One day, she heard a man on the radio. She said it was as if he were talking straight to her.

“Hey you, by the radio,” he said. “You’ve got some problems you don’t know how to handle. How about kneeling down right by your radio and asking Jesus to live in your heart?” So she did.

Hugh didn’t want anything to do with this. He had a stubborn streak that falling fir trees might not even crack. But she loved him. So she prayed and persevered.

They wanted everyone to know about their new hope ..

A few months later, Hugh agreed to go with her to a special meeting. They called them “Revival Meetings” back in those days. He remembered the preacher giving an invitation to come forward, and felt like someone nudged him, pushing him out of his chair into the aisle. Helen promised she hadn’t touched him. But she knew who had.

Love won. God and Helen’s love acting as one. The stupor turned to sensibility and they flourished in a new way of living. Hard-headed Hugh was a changed man and wanted everyone to know it. Together, they started spreading the news to everyone who’d listen. They were holding their own revival meetings, teaching Bible studies, and broadcasting a Sunday morning radio show called, “The Voice of the Everlasting Gospel,”  from the Little Corral, their humble home in Bayview.

These were good days. But after about five years, the love people said wouldn’t last was put to another test. Helen answered the phone and was told that Hugh had been in a horrible accident, getting hit by a log truck. For the next year, he stayed at Providence Hospital in Portland, Oregon, where he learned to live as a quadriplegic. She learned to be a caregiver, like a live-in nurse, so Hugh could come home.

Love took a turn in their 31st year. Helen poured out her life, proving love true, as she served his helpless body. Hospital equipment filled the room they once shared, including an actual hospital bed, pneumatic lift to help her get him from the bed to the wheelchair and vice-versa, bed pans, catheters, wheel chair … Helen moved her bed to an alcove in the back of their tiny house where she learned to find God as her helper.

After about fourteen years she could no longer keep up with his taxing needs day and night so they

Hugh became a quadriplegic after being hit by a log truck.

made the painful decision to move Hugh to a nursing home. Helen was soon discontent with the care he received so she became licensed and worked where he stayed. The love she’d vowed would not allow her to disengage on the sidelines or into the background while her husband suffered from bedsores and other ailments due to neglectful nursing. “Everything” is what she gave, sacrificially, for him.

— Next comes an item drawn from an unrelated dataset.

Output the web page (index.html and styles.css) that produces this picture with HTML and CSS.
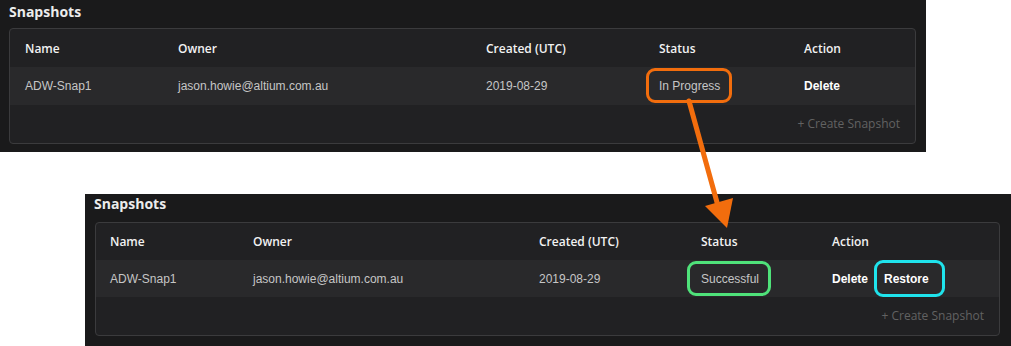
FILE: index.html
```html
<!DOCTYPE html>
<html lang="en">
<head>
    <meta charset="UTF-8">
    <meta name="viewport" content="width=device-width, initial-scale=1.0">
    <title>Snapshots</title>
    <link rel="stylesheet" href="styles.css">
</head>
<body>
    <div class="page">

        <!-- before -->
        <div class="panel panel-before">
            <h2 class="title">Snapshots</h2>
            <div class="card">
                <div class="row head">
                    <span>Name</span>
                    <span>Owner</span>
                    <span>Created (UTC)</span>
                    <span>Status</span>
                    <span>Action</span>
                </div>
                <div class="row data">
                    <span>ADW-Snap1</span>
                    <span>jason.howie@altium.com.au</span>
                    <span>2019-08-29</span>
                    <span><span class="mark mark-orange">In Progress</span></span>
                    <span class="actions"><b>Delete</b></span>
                </div>
                <div class="foot">+ Create Snapshot</div>
            </div>
        </div>

        <!-- after -->
        <div class="panel panel-after">
            <h2 class="title">Snapshots</h2>
            <div class="card">
                <div class="row head">
                    <span>Name</span>
                    <span>Owner</span>
                    <span>Created (UTC)</span>
                    <span>Status</span>
                    <span>Action</span>
                </div>
                <div class="row data">
                    <span>ADW-Snap1</span>
                    <span>jason.howie@altium.com.au</span>
                    <span>2019-08-29</span>
                    <span><span class="mark mark-green">Successful</span></span>
                    <span class="actions"><b>Delete</b><b class="mark mark-cyan">Restore</b></span>
                </div>
                <div class="foot">+ Create Snapshot</div>
            </div>
        </div>

        <svg class="arrow" width="1011" height="346" viewBox="0 0 1011 346">
            <line x1="689" y1="101" x2="718" y2="206" stroke="#f26d0d" stroke-width="5" stroke-linecap="round"/>
            <polygon points="705,206 733,198 727,228" fill="#f26d0d"/>
        </svg>
    </div>
</body>
</html>
```

FILE: styles.css
```css
*{
    margin: 0px;
    padding: 0px;
    box-sizing: border-box;
}

body{
    background-color: #ffffff;
    font-family: "Liberation Sans", Arial, sans-serif;
    font-size: 12px;
}

.page{
    position: relative;
    width: 1011px;
    height: 346px;
}

.panel{
    width: 926px;
    height: 152px;
    background-color: #1a1a1b;
    padding: 0px 10px 10px 9px;
}

.panel-after{
    margin-top: 42px;
    margin-left: 85px;
    padding: 0px 11px 10px 10px;
}

.title{
    height: 28px;
    padding-top: 2px;
    line-height: 20px;
    font-family: "Open Sans", sans-serif;
    font-size: 14px;
    font-weight: 700;
    color: #ececec;
}

.panel-after .title{
    padding-top: 0px;
    margin-left: -1px;
}

.card{
    background-color: #212123;
    border: 1px solid #3b3b3d;
    border-radius: 4px;
}

.row{
    display: grid;
    grid-template-columns: 153px 308px 173px 145px 1fr;
    align-items: center;
    height: 38px;
    padding: 0px 15px;
}

.panel-after .row{
    grid-template-columns: 143px 286px 162px 131px 1fr;
    padding: 0px 14px;
    height: 37px;
}

.row.head{
    font-family: "Open Sans", sans-serif;
    font-weight: 600;
    color: #f2f2f2;
}

.row.data{
    background-color: #29292b;
    color: #c6c6c6;
}

.actions{
    display: flex;
    gap: 16px;
}

.actions b{
    color: #ffffff;
}

.mark{
    position: relative;
    display: inline-block;
}

.mark::after{
    content: "";
    position: absolute;
    top: -11px;
    bottom: -10px;
    left: -13px;
    right: -12px;
    border: 3px solid;
    border-radius: 9px;
}

.mark-orange::after{
    border-color: #f26d0d;
}

.mark-green::after{
    border-color: #4fe27a;
    left: -14px;
}

.mark-cyan::after{
    border-color: #1fe3ec;
    top: -12px;
    bottom: -11px;
    left: -10px;
    right: -16px;
}

.foot{
    height: 38px;
    line-height: 38px;
    padding-right: 15px;
    text-align: right;
    font-family: "Open Sans", sans-serif;
    color: #626262;
}

.arrow{
    position: absolute;
    left: 0px;
    top: 0px;
    pointer-events: none;
}
```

February 24, 1977, Hugh was freed from his physical prison and Helen released from her marriage vows. People said it would never last … but less than four months after he passed away, Helen recognized the anniversary marking 50 years with her first and only love who’d caught her eye that summer night under the Oregon moon.

* * *

Growing up, I didn’t think of my grandparent’s life as a love story. More like a tragedy. Heartache and broken dreams. But today I think of  I Corinthians 13 – the famous “Love Chapter” that millions of lovers have printed on their wedding invitations –

“… Love is patient, love is kind …
not self-seeking … always protects …
trusts … hopes … perseveres …”

– and I’m speechless at their story of rare and real love. Love that didn’t fail beneath the thin veneer of selfish expectations and fickle feelings. A reminder that genuine Love has power to triumph over all.

I never saw my Grandpa walk. He was either in this bed or his wheelchair.

Thank you, Grandma & Grandpa, for your real life lesson on Love.